Published in the journal Nature Human Behaviour, the study suggests that these widespread spiral patterns could have far-reaching implications. Senior author Associate Professor Pulin Gong from the School of Physics in the Faculty of Science explains that this discovery could advance not only our understanding of the brain but also computing machines inspired by its intricate workings.
The spirals, which move across the brain’s surface while rotating around central points known as phase singularities, engage in intricate interactions, similar to the way vortices act in turbulence. These interactions play a vital role in organizing the brain’s complex activities.
PhD student Yiben Xu, the lead author of the research, highlights that the location of the spirals on the cortex allows them to bridge communication between different sections or networks of the brain. They effectively coordinate the flow of activity between these networks by changing their rotational directions.
The implications of this discovery go beyond understanding brain dynamics. It could help medical researchers gain valuable insights into brain diseases such as dementia. By examining the role these spirals play, researchers could further comprehend the effects of these diseases and potentially develop improved treatments.

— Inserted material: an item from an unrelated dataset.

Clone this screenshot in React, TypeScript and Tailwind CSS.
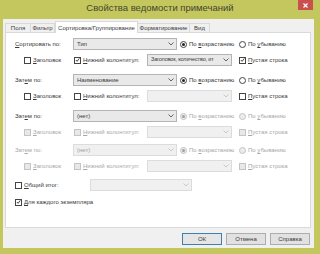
import React from "react";

const font = "font-['Liberation_Sans',Arial,sans-serif]";

const Chevron = ({ disabled }: { disabled?: boolean }) => (
  <svg width="6" height="4" viewBox="0 0 6 4" className="shrink-0">
    <path
      d="M0.5 0.5 L3 3 L5.5 0.5"
      fill="none"
      stroke={disabled ? "#c4c4c4" : "#555"}
      strokeWidth="0.9"
    />
  </svg>
);

const Select = ({
  text,
  className,
  textClass = "",
  disabled,
}: {
  text?: string;
  className: string;
  textClass?: string;
  disabled?: boolean;
}) => (
  <div
    className={`h-[12px] flex items-center justify-between gap-[1px] pl-[3px] pr-[2px] border ${className} ${
      disabled
        ? "border-[#dcdcdc] bg-[#f0f0f0] text-[#a0a0a0]"
        : "border-[#b4b4b4] bg-[#e9e9e9] text-[#3a3a3a]"
    }`}
  >
    <span className={`whitespace-nowrap leading-none ${textClass}`}>{text}</span>
    <Chevron disabled={disabled} />
  </div>
);

const Check = ({
  label,
  checked,
  disabled,
  className = "",
}: {
  label: React.ReactNode;
  checked?: boolean;
  disabled?: boolean;
  className?: string;
}) => (
  <div className={`flex items-center gap-[2px] ${className}`}>
    <div
      className={`w-[7px] h-[7px] border shrink-0 flex items-center justify-center ${
        disabled ? "border-[#c4c4c4] bg-[#e8e8e8]" : "border-[#444] bg-white"
      }`}
    >
      {checked && (
        <svg width="6" height="6" viewBox="0 0 6 6">
          <path d="M1 3 L2.5 4.6 L5.2 1" fill="none" stroke="#222" strokeWidth="1" />
        </svg>
      )}
    </div>
    <span className={`leading-none whitespace-nowrap ${disabled ? "text-[#a8a8a8]" : "text-[#3a3a3a]"}`}>
      {label}
    </span>
  </div>
);

const Radio = ({
  label,
  checked,
  disabled,
  className = "",
}: {
  label: React.ReactNode;
  checked?: boolean;
  disabled?: boolean;
  className?: string;
}) => (
  <div className={`flex items-center gap-[2px] ${className}`}>
    <div
      className={`w-[7px] h-[7px] rounded-full border shrink-0 flex items-center justify-center ${
        disabled ? "border-[#c4c4c4] bg-[#ececec]" : "border-[#444] bg-white"
      }`}
    >
      {checked && (
        <div className={`w-[3px] h-[3px] rounded-full ${disabled ? "bg-[#a0a0a0]" : "bg-[#222]"}`} />
      )}
    </div>
    <span className={`leading-none whitespace-nowrap ${disabled ? "text-[#a8a8a8]" : "text-[#3a3a3a]"}`}>
      {label}
    </span>
  </div>
);

const U = ({ children }: { children: React.ReactNode }) => <span className="underline">{children}</span>;

const SortRow = ({
  label,
  value,
  selDisabled,
  radioDisabled,
  labelDisabled,
  className,
}: {
  label: React.ReactNode;
  value: string;
  selDisabled?: boolean;
  radioDisabled?: boolean;
  labelDisabled?: boolean;
  className: string;
}) => (
  <div className={`h-[12px] flex items-center ${className}`}>
    <span className={`w-[58px] leading-none ${labelDisabled ? "text-[#a8a8a8]" : "text-[#3a3a3a]"}`}>{label}</span>
    <Select text={value} className="w-[104px]" disabled={selDisabled} />
    <Radio
      className="ml-[3px] w-[59px]"
      checked
      disabled={radioDisabled}
      label={
        <>
          По <U>в</U>озрастанию
        </>
      }
    />
    <Radio
      disabled={radioDisabled}
      label={
        <>
          По <U>у</U>быванию
        </>
      }
    />
  </div>
);

const OptRow = ({
  disabled,
  header,
  footer,
  footerText,
  empty,
  className,
}: {
  disabled?: boolean;
  header?: boolean;
  footer?: boolean;
  footerText?: string;
  empty?: boolean;
  className: string;
}) => (
  <div className={`h-[12px] flex items-center pl-[9px] ${className}`}>
    <Check
      className="w-[50px]"
      disabled={disabled}
      checked={header}
      label={
        <>
          <U>З</U>аголовок
        </>
      }
    />
    <Check
      className="w-[73px]"
      disabled={disabled}
      checked={footer}
      label={
        <>
          <U>Н</U>ижний колонтитул:
        </>
      }
    />
    <Select
      text={footerText}
      className="w-[85px]"
      textClass="text-[5.5px] tracking-[-0.15px]"
      disabled={!footer}
    />
    <Check
      className="ml-[7px]"
      disabled={disabled}
      checked={empty}
      label={
        <>
          <U>П</U>устая строка
        </>
      }
    />
  </div>
);

const tabs = ["Поля", "Фильтр", "Сортировка/Группирование", "Форматирование", "Вид"];
const tabW = ["w-[26px]", "w-[25px]", "w-[83px]", "w-[53px]", "w-[21px]"];

export default function App() {
  return (
    <div className={`w-[320px] h-[254px] bg-[#c4c75e] flex flex-col text-[6px] ${font}`}>
      <div className="h-[19px] flex items-start">
        <div className="w-[22px]" />
        <div className="flex-1 text-center text-[9.5px] text-[#45452f] pt-[3px] leading-none">
          Свойства ведомости примечаний
        </div>
        <div className="w-[15px] h-[10px] bg-[#c9504e] flex items-center justify-center mr-[7px]">
          <svg width="5" height="5" viewBox="0 0 5 5">
            <path d="M0.5 0.5 L4.5 4.5 M4.5 0.5 L0.5 4.5" stroke="white" strokeWidth="1.2" />
          </svg>
        </div>
      </div>

      <div className="flex-1 ml-[3px] mr-[6px] mb-[6px] bg-[#f0f0f0] flex flex-col pl-[2px] pr-[3px] pt-[2px]">
        <div className="h-[11px] flex items-end">
          {tabs.map((t, i) => (
            <div
              key={t}
              className={`${tabW[i]} flex items-center justify-center border border-[#d9d9d9] leading-none whitespace-nowrap text-[#3a3a3a] ${
                i === 2
                  ? "h-[12px] bg-white border-b-0 -mb-px relative z-10"
                  : "h-[9px] bg-[#f0f0f0] border-b-0 -ml-px first:ml-0"
              }`}
            >
              {t}
            </div>
          ))}
        </div>

        <div className="h-[196px] bg-white border border-[#d9d9d9] flex flex-col pl-[9px] pt-[5px]">
          <SortRow
            className=""
            label={
              <>
                <U>С</U>ортировать по:
              </>
            }
            value="Тип"
          />
          <OptRow className="mt-[4px]" footer empty footerText="Заголовок, количество, ит" />

          <SortRow
            className="mt-[8px]"
            label={
              <>
                Зат<U>е</U>м по:
              </>
            }
            value="Наименование"
          />
          <OptRow className="mt-[4px]" />

          <SortRow
            className="mt-[8px]"
            label={
              <>
                Зат<U>е</U>м по:
              </>
            }
            value="(нет)"
            radioDisabled
          />
          <OptRow className="mt-[4px]" disabled />

          <SortRow
            className="mt-[6px]"
            label={
              <>
                Зат<U>е</U>м по:
              </>
            }
            value="(нет)"
            labelDisabled
            selDisabled
            radioDisabled
          />
          <OptRow className="mt-[4px]" disabled />

          <div className="h-[12px] mt-[7px] flex items-center">
            <Check
              className="w-[75px]"
              label={
                <>
                  <U>О</U>бщий итог:
                </>
              }
            />
            <Select className="w-[102px]" disabled />
          </div>

          <div className="h-[12px] mt-[5px] flex items-center">
            <Check
              checked
              label={
                <>
                  <U>Д</U>ля каждого экземпляра
                </>
              }
            />
          </div>
        </div>

        <div className="flex justify-end gap-[4px] mt-[5px] pr-[1px]">
          <button className="w-[40px] h-[12px] border border-[#3c7fb1] bg-[#e5e5e5] text-[#3a3a3a] leading-none">
            ОК
          </button>
          <button className="w-[40px] h-[12px] border border-[#adadad] bg-[#e1e1e1] text-[#3a3a3a] leading-none">
            Отмена
          </button>
          <button className="w-[40px] h-[12px] border border-[#adadad] bg-[#e1e1e1] text-[#3a3a3a] leading-none">
            Справка
          </button>
        </div>
      </div>
    </div>
  );
}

To gather their findings, the scientists analyzed functional magnetic resonance imaging (fMRI) brain scans of 100 young adults. They adapted methods typically used to understand complex wave patterns in turbulence to understand the brain’s intricate workings.
Traditionally, neuroscience focused on interactions between neurons to understand brain function. However, this recent discovery highlights the importance of larger processes within the brain. Associate Professor Gong emphasizes that unlocking the mysteries of brain activity and understanding its coordination brings us closer to unlocking the full potential of cognition and brain function.
This groundbreaking study opens up new avenues for research and provides an exciting opportunity to advance both computing technology and our understanding of the human brain. The potential to develop better computational models and gain insights into brain diseases has tremendous implications for the future of neuroscience and healthcare.